Bu bağlamda ikili bir yönelimi olduğunu söyleyebiliriz: Birincisi ataerkilliğin felsefe alanındaki yerini ve boyutunu incelemek; ikincisi ise buna karşıt olarak dişil kimliği tanımlamak. Tam da bu noktada temel bir sorunla karşılaşır Irigaray; ataerkil çerçeveye teslim olmaksızın bu ikili işlem nasıl gerçekleştirilebilir. Bu noktada kadın ile erkek arasındaki düzeni ve iktidar dengesini tersine çevirmektir. Kadına özgü toplumsal bir formun geliştirilmesi için düşünceler üretir. Bunun dişil öznelliğin oluşturulmasıyla gerçekleşeceğine inanır ve dolayısıyla kadını erkekleştiren mevcut sistemin dilini ve terimlerini kabul etmenin bir tehlike oluşturduğu düşüncesinden hareket eder. Burada kadın erkek eşitliği fikri reddedilir, asıl mesele erkek gibi olmamak olarak ele alınır.

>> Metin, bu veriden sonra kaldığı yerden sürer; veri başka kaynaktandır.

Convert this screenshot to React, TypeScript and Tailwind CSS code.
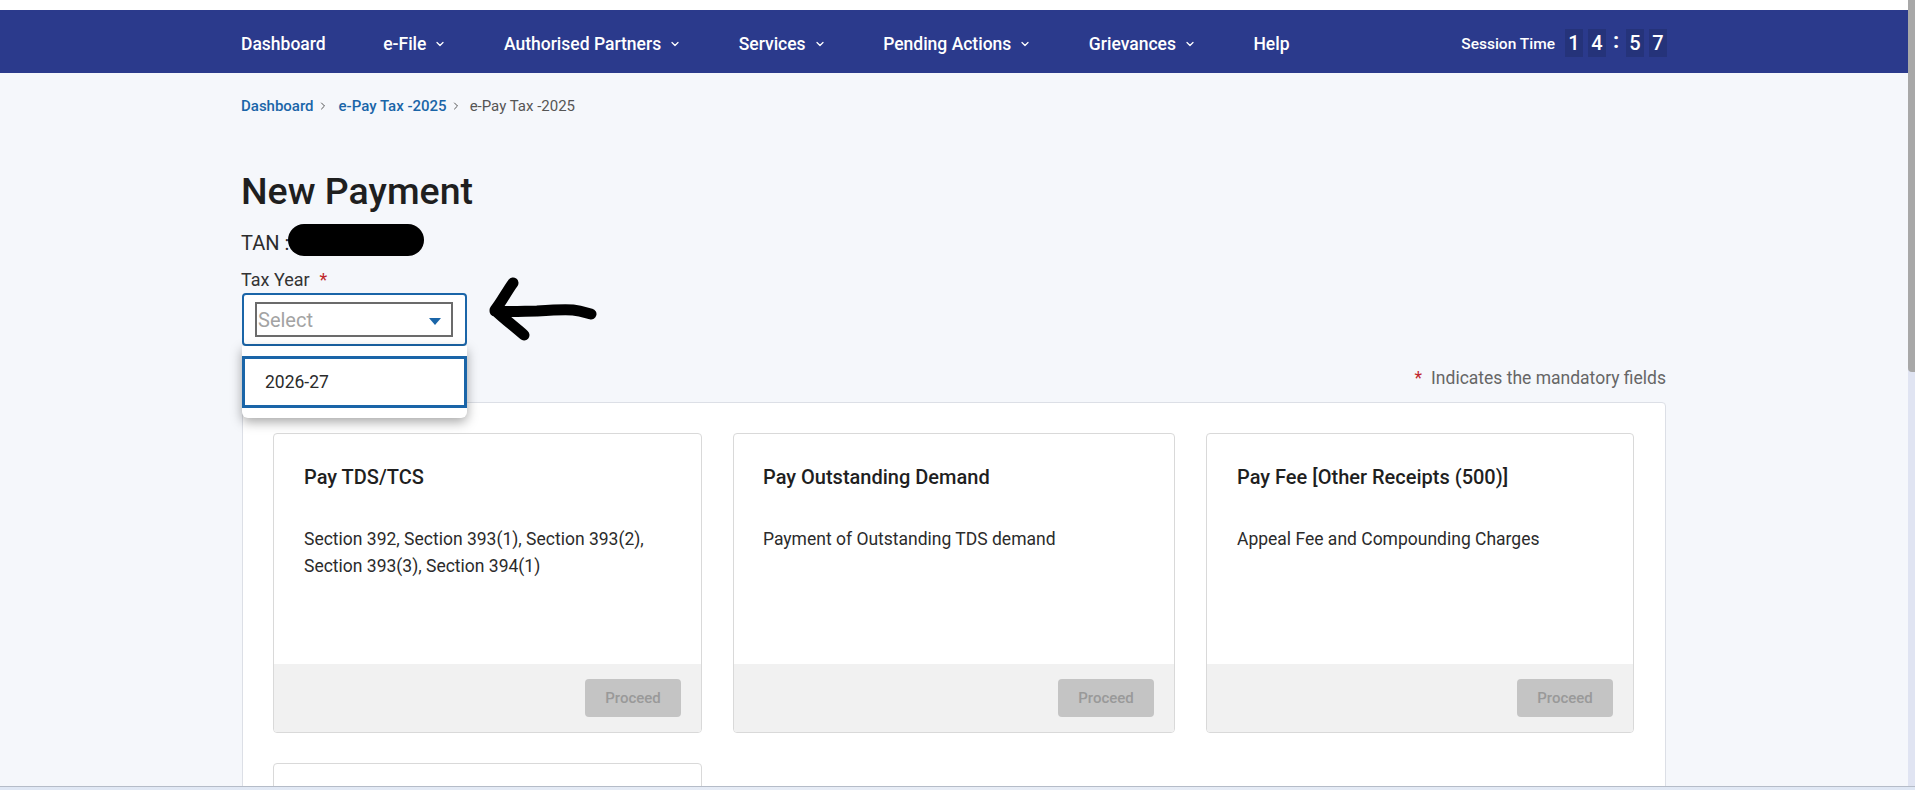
import { ChevronDown, ChevronRight } from "lucide-react";

const navItems = ["e-File", "Authorised Partners", "Services", "Pending Actions", "Grievances"];

const cards = [
  {
    title: "Pay TDS/TCS",
    body: "Section 392, Section 393(1), Section 393(2), Section 393(3), Section 394(1)",
    pad: "pl-[30px]",
  },
  {
    title: "Pay Outstanding Demand",
    body: "Payment of Outstanding TDS demand",
    pad: "pl-[29px]",
  },
  {
    title: "Pay Fee [Other Receipts (500)]",
    body: "Appeal Fee and Compounding Charges",
    pad: "pl-[30px]",
  },
];

function Digit({ value }: { value: string }) {
  return (
    <span className="flex h-[28px] w-[18px] items-center justify-center bg-[#25337a] text-[20px] font-medium text-white">
      {value}
    </span>
  );
}

function PayCard({ title, body, pad }: { title: string; body: string; pad: string }) {
  return (
    <div className="flex h-[300px] flex-col overflow-hidden rounded-[4px] border border-[#d9d9d9] bg-white">
      <div className={`flex-1 pr-[40px] pt-[29px] ${pad}`}>
        <h3 className="text-[20px] leading-[28px] font-medium text-[#1f1f1f]">{title}</h3>
        <p className="mt-[35px] text-[17.5px] leading-[27px] text-[#2b2b2b]">{body}</p>
      </div>
      <div className="flex h-[68px] items-start justify-end bg-[#f1f1f1] pr-[20px] pt-[15px]">
        <button className="h-[38px] w-[96px] rounded-[4px] bg-[#c4c4c4] text-[15px] font-medium text-[#999999]">
          Proceed
        </button>
      </div>
    </div>
  );
}

export default function App() {
  return (
    <div className="flex h-[790px] w-[1915px] flex-col overflow-hidden bg-white font-['Roboto',sans-serif]">
      <div className="flex min-h-0 flex-1">
        <div className="min-w-0 flex-1 overflow-hidden bg-[#f5f7fb]">
          <div className="h-[10px] bg-white" />
          <nav className="flex h-[63px] items-center bg-[#2b3a8c] pl-[241px] pt-[3px] text-white">
            <a className="pt-[2px] text-[17.5px] font-medium">Dashboard</a>
            {navItems.map((label) => (
              <a key={label} className="ml-[57.5px] flex items-center pt-[2px] text-[17.5px] font-medium">
                {label}
                <ChevronDown className="ml-[8px] h-[12px] w-[12px]" strokeWidth={2.5} />
              </a>
            ))}
            <a className="ml-[57.5px] pt-[2px] text-[17.5px] font-medium">Help</a>
            <div className="ml-auto mr-[241px] flex items-center">
              <span className="mr-[10px] pt-[3px] text-[15.5px] font-medium">Session Time</span>
              <div className="flex items-center gap-[5px]">
                <Digit value="1" />
                <Digit value="4" />
                <span className="w-[10px] pb-[6px] text-center text-[22px] font-bold">:</span>
                <Digit value="5" />
                <Digit value="7" />
              </div>
            </div>
          </nav>

          <div className="ml-[241px] w-[1425px]">
            <div className="mt-[23px] flex h-[20px] items-center text-[15px] font-medium text-[#1a65a8]">
              <a>Dashboard</a>
              <ChevronRight className="ml-[3px] mr-[10px] h-[12px] w-[12px] text-[#555]" />
              <a>e-Pay Tax -2025</a>
              <ChevronRight className="ml-[3px] mr-[8px] h-[12px] w-[12px] text-[#555]" />
              <span className="font-normal text-[#555]">e-Pay Tax -2025</span>
            </div>

            <h1 className="mt-[52px] text-[37.5px] leading-[46px] font-medium text-[#1f1f1f]">New Payment</h1>

            <div className="relative mt-[12px] h-[32px] text-[20px] leading-[34px] text-[#2b2b2b]">
              TAN :
              <span className="absolute left-[47px] top-[-2px] h-[32px] w-[136px] rounded-full bg-black" />
            </div>

            <div className="relative">
              <label className="mt-[8px] block h-[26px] text-[18px] leading-[28px] text-[#333]">
                Tax Year<span className="ml-[10px] text-[#c0272d]">*</span>
              </label>
              <div className="ml-[1px] mt-[1px] flex h-[53px] w-[225px] items-center rounded-[4px] border-2 border-[#1a65a8] bg-white pl-[11px]">
                <div className="flex h-[35px] w-[198px] items-center justify-between border-2 border-[#6b6b6b] pl-[1px] pr-[10px]">
                  <span className="text-[20px] text-[#a3a3a3]">Select</span>
                  <span className="mt-[3px] h-0 w-0 border-x-[6.5px] border-t-[7px] border-x-transparent border-t-[#1a65a8]" />
                </div>
              </div>

              {/* hand drawn arrow on the screenshot */}
              <svg className="absolute left-[240px] top-[5px] h-[80px] w-[120px]" viewBox="0 0 120 80" fill="none">
                <path
                  d="M32 12 C26 20 20 32 14 39 C22 47 34 56 43 64 M14 40 C30 41 44 40 56 40 C70 39 84 38 92 39 C100 40 106 42 110 43"
                  stroke="#000"
                  strokeWidth="11"
                  strokeLinecap="round"
                  strokeLinejoin="round"
                />
              </svg>

              {/* open list lies over the panel */}
              <div className="absolute left-[1px] top-[80px] z-10 h-[72px] w-[225px] rounded-b-[6px] bg-white pt-[10px] shadow-[0_4px_12px_rgba(0,0,0,0.35)]">
                <div className="flex h-[52px] items-center border-[3px] border-[#1a65a8] pl-[20px] text-[17.5px] text-[#2b2b2b]">
                  2026-27
                </div>
              </div>
            </div>

            <div className="mt-[20px] flex h-[24px] items-center justify-end text-[17.5px] text-[#666]">
              <span className="mr-[9px] text-[#c0272d]">*</span>
              Indicates the mandatory fields
            </div>

            <div className="ml-[1px] mt-[12px] h-[500px] rounded-[4px] border border-[#dcdfe6] bg-white pl-[30px] pt-[30px]">
              <div className="grid grid-cols-[429px_442px_428px] gap-x-[31px] gap-y-[30px]">
                {cards.map((c) => (
                  <PayCard key={c.title} {...c} />
                ))}
                <div className="h-[100px] rounded-[4px] border border-[#d9d9d9] bg-white" />
              </div>
            </div>
          </div>
        </div>

        {/* scrollbar */}
        <div className="w-[7px] bg-[#e0e4f2]">
          <div className="h-[372px] rounded-bl-[4px] bg-[#a8a8a8]" />
        </div>
      </div>
      <div className="h-[4px] border-t border-[#b5bcc8] bg-gradient-to-r from-[#dfe7f4] via-[#e8edf6] to-[#dfe7f4]" />
    </div>
  );
}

Birinci dalga feminizm ve ikinci dalga feminizmlerde görülen eşit ücret, eşit haklar için mücadele bu durum içinde ikincil dereceden öneme sahiptirler. Asıl mesele toplumsal, kültürel ve dilsel sistemin kendisiyle mücadele edebilmektir. Irigaray için kadının toplumsal dışlanması ve felsefeden dışlanması bir ve aynı sürecin ürünüdür. Mitolojileri ve Platon'dan itibaren felsefi söylemi inceleyerek bu düşünceleri temellendirir. Örneğin Platon'un ideal devletinin göründüğünün aksine eşitlikten uzak olduğunu, oradaki kadınlarında "erkek" olarak bulundukları tekcinsiyetli bir yapıda olduğunu belirtir. Mitolojik söylemde ise Medusa ve Antigone hikâyeleri Irigaray'ın önemle üzerinde durduğu hikâyelerdir.
Rasyonalizm konusu/sorunu
Batılı feminist düşünce genel anlamda aydınlanmanın bir mirasçısıdır ya da onun ürünüdür. Iragaray tam bu noktada aydınlanma değerlerinin kadının yönelimleri için uygulanamayacağı itirazını geliştirir. Aydınlanma aklın ve akılcılığın egemen olduğu, akılcı olmayan ögelerinse yadsındığı ya da bastırıldığı, akıldışının denetim altına alınıp güdümlenmeye ve dahası yok edilmeye yönelindiği bir dönemin adıdır bu düşüncede. Burada bahsedilen akıl Iragaray için tartışmasız bir şekilde eril bir akıldır.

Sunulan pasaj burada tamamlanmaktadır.